South Carolina prisoner keeps appearing on Facebook Live and guards are clueless
Inmate livestreams tours inside jail and brandishes banned weapon.
A prisoner in the US has been mystifying guards after he was discovered posting several Facebook Live videos from within the jail.
The inmate named as Joel Ariel Rivera is serving 10 years at the Evans Corrections Institutes in Bennettsville, South Carolina has been broadcasting a series of livestream videos despite a ban on mobile phones at the facility.
In one Facebook Live post he is even seen brandishing a knife and walking the corridors of the prison to take viewers on a tour as he says: "Yo, we live. We gotta show you around." There was no guard to be seen. Rivera's audacious antics have got prison officials baffled and concerned as to how both contraband items have been smuggled into the jail.
According to a report by local news outlet KHOU the videos are the latest example of how inmates are getting unauthorised access to phones, which is a problem the corrections department needs federal help to combat.
Rivera, who is serving time for a 2014 burglary conviction, has been using the livestreaming video platform to communicate with people on the outside including his partner and sending threats to a man allegedly communicating with his child's mother.
"Baby momma is tripping," he says in one livestream. "But she watching, though. And she loving me, though...They love me in here. You hear me? Big knives and all."
Rivera has reportedly been reprimanded several times in the last five months for having unauthorised access to a mobile phone and using social media, which has led to him losing visitation, television and canteen privileges.

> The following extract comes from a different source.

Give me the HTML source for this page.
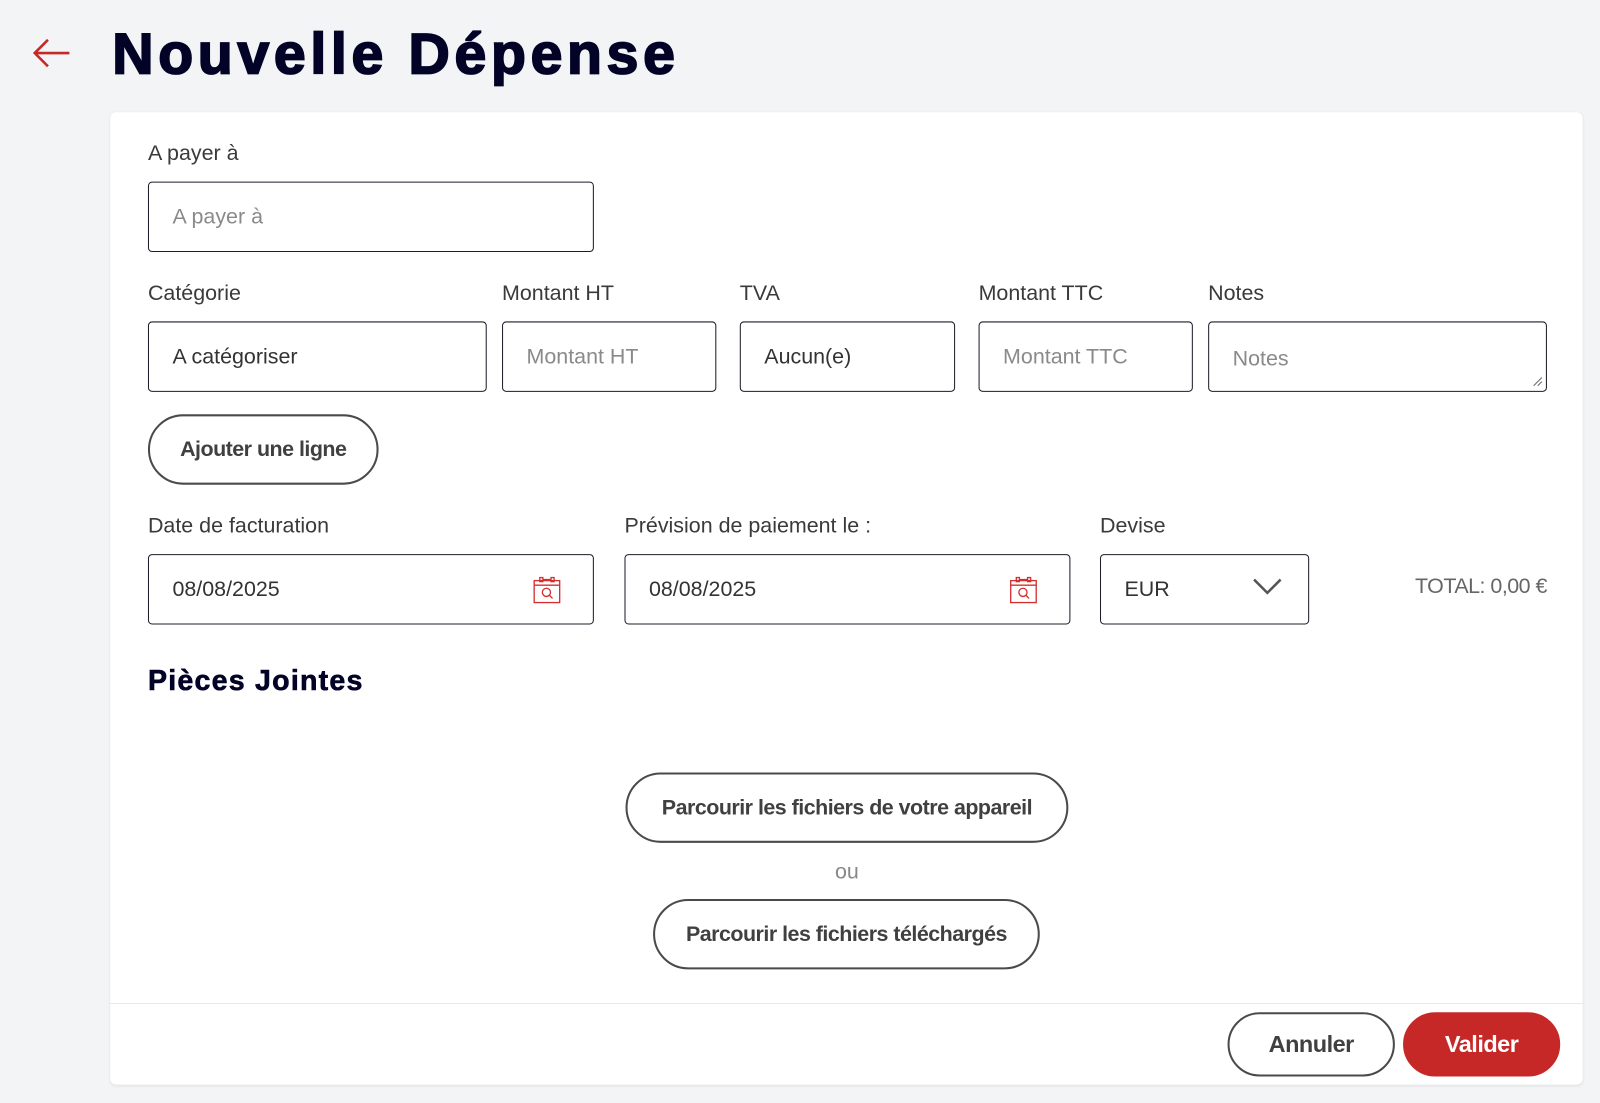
<!DOCTYPE html>
<html><head><meta charset="utf-8"><style>
*{box-sizing:border-box;margin:0;padding:0}
body{width:1600px;height:1103px;background:#f3f4f6;font-family:"Liberation Sans",sans-serif;overflow:hidden;color:#333}
#w{position:absolute;left:0;top:0;width:1568px;height:1081px;transform:scale(1.0204);transform-origin:0 0}
.a{position:absolute}
h1{position:absolute;left:110px;top:20px;font-size:56px;font-weight:bold;color:#020327;letter-spacing:4.6px;-webkit-text-stroke:1.8px #020327;font-family:"Liberation Sans",sans-serif}
.card{position:absolute;left:108px;top:110px;width:1443px;height:953px;background:#fff;border-radius:6px;box-shadow:0 1px 3px rgba(0,0,0,.08)}
.lbl{position:absolute;font-size:21px;color:#3a3a3a;letter-spacing:0}
.box{position:absolute;height:69px;border:1.5px solid #1c1c2a;border-radius:4px;font-size:21px;letter-spacing:0;display:flex;align-items:center;padding-left:23px;color:#333}
.ph{color:#8a8a8a}
.btn{position:absolute;border:2.5px solid #4a4a4a;border-radius:40px;font-size:21px;font-weight:bold;color:#404040;display:flex;align-items:center;justify-content:center;letter-spacing:-0.5px;background:#fff}
</style></head><body><div id="w">
<svg class="a" style="left:32px;top:37px" width="38" height="30" viewBox="0 0 38 30"><path d="M36 15H3M15 2L2 15l13 13" fill="none" stroke="#c62828" stroke-width="2.5"/></svg>
<h1>Nouvelle Dépense</h1>
<div class="card"></div>
<div class="lbl" style="left:145px;top:139px">A payer à</div>
<div class="box ph" style="left:145px;top:178px;width:437px">A payer à</div>
<div class="lbl" style="left:145px;top:276px">Catégorie</div>
<div class="lbl" style="left:492px;top:276px">Montant HT</div>
<div class="lbl" style="left:725px;top:276px">TVA</div>
<div class="lbl" style="left:959px;top:276px">Montant TTC</div>
<div class="lbl" style="left:1184px;top:276px">Notes</div>
<div class="box" style="left:145px;top:315px;width:332px">A catégoriser</div>
<div class="box ph" style="left:492px;top:315px;width:210px">Montant HT</div>
<div class="box" style="left:725px;top:315px;width:211px">Aucun(e)</div>
<div class="box ph" style="left:959px;top:315px;width:210px">Montant TTC</div>
<div class="box ph" style="left:1184px;top:315px;width:332px;padding-top:4px">Notes</div>
<svg class="a" style="left:1502px;top:369px" width="10" height="10"><path d="M1 9L9 1M5 9L9 5" stroke="#666" stroke-width="1"/></svg>
<div class="btn" style="left:145px;top:406px;width:226px;height:69px">Ajouter une ligne</div>
<div class="lbl" style="left:145px;top:504px">Date de facturation</div>
<div class="lbl" style="left:612px;top:504px">Prévision de paiement le :</div>
<div class="lbl" style="left:1078px;top:504px">Devise</div>
<div class="box" style="left:145px;top:543px;width:437px">08/08/2025</div>
<div class="box" style="left:612px;top:543px;width:437px">08/08/2025</div>
<svg class="a" style="left:522px;top:564px" width="28" height="28" viewBox="0 0 28 28"><g fill="none" stroke="#d32f2f" stroke-width="1.3"><rect x="1.5" y="5" width="25" height="21.5"/><path d="M1.5 9.5h25"/><rect x="7" y="2" width="3" height="4"/><rect x="18" y="2" width="3" height="4"/><path d="M10 4h8"/><circle cx="13.5" cy="16.5" r="4"/><path d="M16.5 19.5l3 3"/></g></svg>
<svg class="a" style="left:989px;top:564px" width="28" height="28" viewBox="0 0 28 28"><g fill="none" stroke="#d32f2f" stroke-width="1.3"><rect x="1.5" y="5" width="25" height="21.5"/><path d="M1.5 9.5h25"/><rect x="7" y="2" width="3" height="4"/><rect x="18" y="2" width="3" height="4"/><path d="M10 4h8"/><circle cx="13.5" cy="16.5" r="4"/><path d="M16.5 19.5l3 3"/></g></svg>
<div class="box" style="left:1078px;top:543px;width:205px">EUR</div>
<svg class="a" style="left:1227px;top:566px" width="30" height="18"><path d="M2 2l13 13L28 2" fill="none" stroke="#555" stroke-width="2.5"/></svg>
<div class="lbl" style="left:1366px;top:563px;width:150px;text-align:right;color:#666;letter-spacing:-0.5px">TOTAL: 0,00 €</div>
<div class="a" style="left:145px;top:651px;font-size:28px;font-weight:bold;color:#020327;letter-spacing:1.2px;-webkit-text-stroke:0.6px #020327">Pièces Jointes</div>
<div class="btn" style="left:613px;top:757px;width:434px;height:69px">Parcourir les fichiers de votre appareil</div>
<div class="a" style="left:0;width:1660px;top:843px;text-align:center;font-size:21px;color:#888">ou</div>
<div class="btn" style="left:640px;top:881px;width:379px;height:69px">Parcourir les fichiers téléchargés</div>
<div class="a" style="left:108px;top:983px;width:1443px;height:1px;background:#e8e8ea"></div>
<div class="btn" style="left:1203px;top:992px;width:164px;height:63px;font-size:23px">Annuler</div>
<div class="btn" style="left:1375px;top:992px;width:154px;height:63px;font-size:23px;background:#c62828;border-color:#c62828;color:#fff">Valider</div>
</div></body></html>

Along with the videos Rivera has been active on Facebook, updating his profile picture and status as recently as Thursday 10 August. The livestreams prompted officials to call for tougher actions to ban phone signals in prisons. According to news site WISTV, Earlier this year, an inmate at a correctional institution was able to escape thanks largely in part due to a contraband phone.
"The fact that [inmates] are able to get on social media off a cell phone inside of a prison, is ridiculous," state senator Brad Hutto told WISTV.
"Most of these folks have victims that are associated with their crimes, and the victim should not be subjected to seeing anymore of the shenanigans that's going on with these Facebook posts and Twitter or whatever they're using to get these messages out," he said.
A prison in the UK was recently at the centre of outrage after it was discovered inmates were able to log into Wi-Fi from neighbouring houses to watch porn on smuggled devices. The residents were shocked that criminals were able to access such content and protested for ways to prevent Wi-Fi or cellular signals passing the prison walls.